18 Feb 2017

Australian PM accused of 'weasel words' on Kiwi detentions

8:44 am on 18 February 2017

A civil liberties lawyer has accused the Australian Prime Minister of using "weasel words" over detaining and deporting New Zealanders.

Australian Prime Minister Malcolm Turnbull meets with Bill English in Queenstown

Australian Prime Minister Malcolm Turnbull and Prime Minister Bill English after talks in Queenstown on Friday. Photo: RNZ / Chris Bramwell

Malcolm Turnbull held annual talks in Queenstown yesterday with Prime Minister Bill English.

Mr Turnbull said Australia was committed to make sure the detentions, appeals and removals were being conducted "as sensitively as possible".

The head of the Australian Council for Civil Liberties, Terry O'Gorman, said that was a "weasel word".

"Sounds nice; dig underneath the surface of the word sensitive and all the evidence is there's no sensitivity at all."

He said detention decisions should be made by the courts not the immigration minister.

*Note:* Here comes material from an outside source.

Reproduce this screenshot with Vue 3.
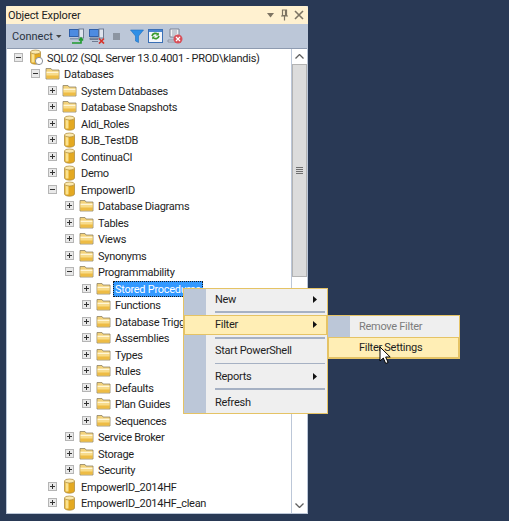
<script setup>
const rows = [
  { label: 'SQL02 (SQL Server 13.0.4001 - PROD\\klandis)', level: 0, open: true, icon: 'server' },
  { label: 'Databases', level: 1, open: true, icon: 'folder' },
  { label: 'System Databases', level: 2, icon: 'folder' },
  { label: 'Database Snapshots', level: 2, icon: 'folder' },
  { label: 'Aldi_Roles', level: 2, icon: 'db' },
  { label: 'BJB_TestDB', level: 2, icon: 'db' },
  { label: 'ContinuaCI', level: 2, icon: 'db' },
  { label: 'Demo', level: 2, icon: 'db' },
  { label: 'EmpowerID', level: 2, open: true, icon: 'db' },
  { label: 'Database Diagrams', level: 3, icon: 'folder' },
  { label: 'Tables', level: 3, icon: 'folder' },
  { label: 'Views', level: 3, icon: 'folder' },
  { label: 'Synonyms', level: 3, icon: 'folder' },
  { label: 'Programmability', level: 3, open: true, icon: 'folder' },
  { label: 'Stored Procedures', level: 4, icon: 'folder', selected: true },
  { label: 'Functions', level: 4, icon: 'folder' },
  { label: 'Database Triggers', level: 4, icon: 'folder' },
  { label: 'Assemblies', level: 4, icon: 'folder' },
  { label: 'Types', level: 4, icon: 'folder' },
  { label: 'Rules', level: 4, icon: 'folder' },
  { label: 'Defaults', level: 4, icon: 'folder' },
  { label: 'Plan Guides', level: 4, icon: 'folder' },
  { label: 'Sequences', level: 4, icon: 'folder' },
  { label: 'Service Broker', level: 3, icon: 'folder' },
  { label: 'Storage', level: 3, icon: 'folder' },
  { label: 'Security', level: 3, icon: 'folder' },
  { label: 'EmpowerID_2014HF', level: 2, icon: 'db' },
  { label: 'EmpowerID_2014HF_clean', level: 2, icon: 'db' },
]

const menu = [
  { label: 'New', arrow: true },
  { sep: true },
  { label: 'Filter', arrow: true, active: true },
  { sep: true },
  { label: 'Start PowerShell' },
  { sep: true },
  { label: 'Reports', arrow: true },
  { sep: true },
  { label: 'Refresh' },
]
</script>

<template>
  <div class="page">
    <div class="panel">
      <div class="title">
        <span class="title-text">Object Explorer</span>
        <div class="title-btns">
          <svg width="8" height="5" viewBox="0 0 8 5"><path d="M0 0h7L3.5 4.5z" fill="#7d7463" /></svg>
          <svg width="9" height="12" viewBox="0 0 9 12"><path d="M2.5 1h4v5.5h-4zM1 7h7M4.5 7v4.5M5.5 1.5v5" fill="none" stroke="#7d7463" stroke-width="1.2" /></svg>
          <svg width="10" height="10" viewBox="0 0 10 10"><path d="M1 1l8 8M9 1l-8 8" stroke="#7d7463" stroke-width="1.6" /></svg>
        </div>
      </div>

      <div class="toolbar">
        <span class="connect">Connect</span>
        <svg class="caret" width="6" height="3" viewBox="0 0 6 3"><path d="M0 0h5.5L2.8 3z" fill="#444" /></svg>
        <svg class="tb tb-first" width="16" height="16" viewBox="0 0 16 16">
          <rect x="0.5" y="1.5" width="9" height="7" fill="#4d8be0" stroke="#2f5fa8" />
          <rect x="10" y="1" width="4.5" height="9" fill="#dfe4ee" stroke="#6f7c92" />
          <path d="M1 10h9v1.5H1z" fill="#8796ad" />
          <path d="M3 15h9V11M10 12.5l2-2.5 2 2.5" fill="none" stroke="#1f9a2f" stroke-width="1.6" />
        </svg>
        <svg class="tb" width="16" height="16" viewBox="0 0 16 16">
          <rect x="0.5" y="1.5" width="9" height="7" fill="#4d8be0" stroke="#2f5fa8" />
          <rect x="10" y="1" width="4.5" height="9" fill="#dfe4ee" stroke="#6f7c92" />
          <path d="M1 10h8v1.5H1zM3 13.5h6" stroke="#6f7c92" fill="#8796ad" />
          <path d="M10 10.5l5 5M15 10.5l-5 5" stroke="#d6332a" stroke-width="1.7" />
        </svg>
        <span class="stop"></span>
        <svg class="tb" width="14" height="14" viewBox="0 0 14 14"><path d="M0.5 1h13L8.5 7v6.5l-3-1.5V7z" fill="#2f8fe6" stroke="#1f6ec0" stroke-width="0.6" /></svg>
        <svg class="tb" width="15" height="14" viewBox="0 0 15 14">
          <rect x="0.5" y="0.5" width="14" height="13" fill="#f3f6fb" stroke="#3a6fb5" />
          <rect x="1" y="1" width="13" height="2" fill="#4a86cf" />
          <path d="M4 7a3.5 3.5 0 0 1 6-1.5M11 7a3.5 3.5 0 0 1-6 1.5" fill="none" stroke="#3b9a2c" stroke-width="1.7" />
          <path d="M10.8 3.4v3h-3zM4.2 10.6v-3h3z" fill="#3b9a2c" />
        </svg>
        <svg class="tb" width="16" height="16" viewBox="0 0 16 16">
          <path d="M3 1h9v8H3z" fill="#eef0f4" stroke="#7a8294" />
          <path d="M5 3h5M5 5h5M5 7h4" stroke="#9aa2b2" />
          <path d="M1 12h8v2H1z" fill="#cdd2dc" stroke="#7a8294" stroke-width="0.7" />
          <circle cx="11" cy="11" r="4.5" fill="#d8505a" />
          <path d="M9 9l4 4M13 9l-4 4" stroke="#fff" stroke-width="1.2" />
        </svg>
      </div>

      <div class="body">
        <div class="tree">
          <div v-for="row in rows" :key="row.label" class="row" :class="'lvl' + row.level">
            <span class="expander">
              <svg width="9" height="9" viewBox="0 0 9 9">
                <path d="M2 4.5h5" stroke="#333" />
                <path v-if="!row.open" d="M4.5 2v5" stroke="#333" />
              </svg>
            </span>
            <svg v-if="row.icon === 'folder'" class="icon" width="15" height="13" viewBox="0 0 15 13">
              <path d="M1 3V1.500h5L7 3h7v9H1z" fill="#f3d27a" stroke="#8f8364" stroke-width="0.8" />
              <path d="M1.500 4.500h12v7h-12z" fill="#eebc45" />
              <path d="M1.500 4.500h12v2h-12z" fill="#fff6d6" />
              <path d="M1.500 6.500h12v2h-12z" fill="#f8dc8a" />
            </svg>
            <svg v-else class="icon" width="15" height="16" viewBox="0 0 15 16">
              <path d="M2.5 3v10c0 1.2 2.2 2.2 5 2.2s5-1 5-2.200V3z" fill="#e4a921" stroke="#a9863a" stroke-width="0.7" />
              <path d="M3.500 4v9.500h3V4z" fill="#fbe28e" />
              <ellipse cx="7.500" cy="3" rx="5" ry="2" fill="#fbe9ae" stroke="#a9863a" stroke-width="0.7" />
              <template v-if="row.icon === 'server'">
                <circle cx="11" cy="12" r="3.600" fill="#fff" stroke="#8a8f98" />
              </template>
            </svg>
            <span class="label" :class="{ selected: row.selected }">{{ row.label }}</span>
          </div>
        </div>

        <div class="scrollbar">
          <div class="sb-btn">
            <svg width="9" height="5" viewBox="0 0 9 5"><path d="M0.500 4.500l4-4 4 4" fill="none" stroke="#606060" stroke-width="1.300" /></svg>
          </div>
          <div class="sb-thumb">
            <span></span><span></span><span></span><span></span>
          </div>
          <div class="sb-track"></div>
          <div class="sb-btn">
            <svg width="9" height="5" viewBox="0 0 9 5"><path d="M0.500 0.500l4 4 4-4" fill="none" stroke="#606060" stroke-width="1.300" /></svg>
          </div>
        </div>
      </div>
    </div>

    <div class="menu main-menu">
      <template v-for="(item, i) in menu" :key="i">
        <div v-if="item.sep" class="sep"></div>
        <div v-else class="item" :class="{ active: item.active }">
          <span class="gutter"></span>
          <span class="item-label">{{ item.label }}</span>
          <svg v-if="item.arrow" class="arrow" width="4" height="7" viewBox="0 0 4 7"><path d="M0 0l4 3.500L0 7z" fill="#111" /></svg>
        </div>
      </template>
    </div>

    <div class="menu sub-menu">
      <div class="item disabled">
        <span class="gutter"></span>
        <span class="item-label">Remove Filter</span>
      </div>
      <div class="item active">
        <span class="gutter"></span>
        <span class="item-label">Filter Settings</span>
      </div>
    </div>

    <svg class="cursor" width="13" height="19" viewBox="0 0 13 19">
      <path d="M1 1v14l3.300-3 2.400 5.500 2.400-1-2.400-5.500h4.500z" fill="#fff" stroke="#000" stroke-width="1" />
    </svg>
  </div>
</template>

<style scoped>
.page {
  position: relative;
  width: 509px;
  height: 521px;
  box-sizing: border-box;
  padding: 6px 201px 7px 6px;
  background: #293955;
  font-family: "Roboto", "Noto Sans", sans-serif;
  font-size: 11px;
  letter-spacing: -0.28px;
  color: #1e1e1e;
  overflow: hidden;
}
.panel {
  height: 100%;
  display: flex;
  flex-direction: column;
  background: #bcc7d8;
}
.title {
  height: 18px;
  flex: none;
  display: flex;
  align-items: center;
  justify-content: space-between;
  padding: 0 4px 0 2px;
  background: #fff1d0;
  border-radius: 2px 2px 0 0;
}
.title-text {
  color: #222;
  letter-spacing: -0.12px;
}
.title-btns {
  display: flex;
  align-items: center;
  gap: 5px;
}
.toolbar {
  height: 24px;
  flex: none;
  display: flex;
  align-items: center;
  padding-left: 6px;
  background: #bcc7d8;
}
.connect {
  color: #2a3342;
  letter-spacing: 0;
}
.caret {
  margin-left: 3px;
}
.tb {
  margin-left: 4px;
}
.tb-first {
  margin-left: 7px;
}
.stop {
  width: 7px;
  height: 7px;
  margin: 0 6px 0 8px;
  background: #8c95a2;
}
.body {
  flex: 1;
  min-height: 0;
  display: flex;
  margin: 0 1px 1px;
  border-top: 1px solid #8e9bb0;
}
.tree {
  flex: 1;
  background: #fff;
  overflow: hidden;
}
.row {
  height: 16.5px;
  display: flex;
  align-items: center;
  white-space: nowrap;
}
.lvl0 { padding-left: 7px; }
.lvl1 { padding-left: 24px; }
.lvl2 { padding-left: 41px; }
.lvl3 { padding-left: 58px; }
.lvl4 { padding-left: 75px; }
.expander {
  width: 9px;
  height: 9px;
  flex: none;
  display: flex;
  background: #e9e9e9;
  box-shadow: inset 0 0 0 1px #b5b5b5;
}
.icon {
  flex: none;
  margin-left: 5px;
}
.label {
  margin: 1px 0 0 2px;
  padding: 1px 2px 0;
  line-height: 15px;
}
.label.selected {
  color: #fff;
  background: #3399ff;
  outline: 1px dotted #1a1a1a;
  outline-offset: -1px;
}
.scrollbar {
  width: 15px;
  flex: none;
  display: flex;
  flex-direction: column;
  background: #fff;
  border-left: 1px solid #bcc7d8;
}
.sb-btn {
  height: 15px;
  flex: none;
  display: flex;
  align-items: center;
  justify-content: center;
}
.sb-thumb {
  height: 213px;
  flex: none;
  display: flex;
  flex-direction: column;
  align-items: center;
  justify-content: center;
  gap: 1px;
  background: #dcdcdc;
  border: 1px solid #b3b3b3;
  box-sizing: border-box;
}
.sb-thumb span {
  width: 7px;
  height: 1px;
  background: #6e6e6e;
}
.sb-track {
  flex: 1;
}
.menu {
  position: absolute;
  box-sizing: border-box;
  background: #efefef;
  border: 1px solid #e5c365;
  background-image: linear-gradient(#bcc7d8, #bcc7d8);
  background-repeat: no-repeat;
  background-size: 22px 100%;
}
.main-menu {
  left: 183px;
  top: 288px;
  width: 145px;
  height: 126px;
  padding: 0 1px;
}
.sub-menu {
  left: 327px;
  top: 315px;
  width: 133px;
  height: 44px;
  padding: 0 1px;
}
.item {
  position: relative;
  display: flex;
  align-items: center;
  height: 21px;
  box-sizing: border-box;
  color: #1e1e1e;
}
.main-menu .item {
  height: 20.5px;
}
.gutter {
  width: 22px;
  flex: none;
}
.item-label {
  margin-left: 8px;
}
.item.active {
  background: #ffeeb5;
  border: 1px solid #e5c365;
  margin: 0 -1px;
}
.item.disabled {
  color: #7c7c7c;
}
.arrow {
  position: absolute;
  right: 9px;
}
.sep {
  height: 1.5px;
  margin: 1.85px 1px 1.85px 30px;
  background: #a6b1c3;
}
.cursor {
  position: absolute;
  left: 379px;
  top: 346px;
}
</style>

Mr O'Gorman said he had heard that Australian Immigration Minister Peter Dutton had on occasion made 40 decisions in a single day to detain people under the laws which allow people's visas to be cancelled on criminal or poor character grounds.

"I'm not saying the minister does 40 every day of the week, but if you make ... 40 decisions in one day ... you've got wonder how much thinking and effort go into it."

Mr English said he made clear in the joint talks that New Zealand opposed the detentions policy.

He added that Australia was working hard to make the management of it easier at the New Zealand end, and suggested that about a half of all appeals by people to get their visa back were succeeding.

Mr O'Gorman said Mr English should have demanded that Australia stop detaining New Zealanders on Christmas Island.

"It's an awful place. If people have to be detained under this quite unattractive regime where the [immigration] minister makes decisions behind closed doors rather than a court making it in the open, then keep people in Sydney in the Villawood immigration jail ... where at least their family has the opportunity and a chance to visit them."

Most of the 140 immigration detainees held indefinitely on Christmas Island are New Zealanders.

In total, at all detention centres, 184 New Zealand citizens are held indefinitely while they appeal their visa revocation or until they sign to be deported.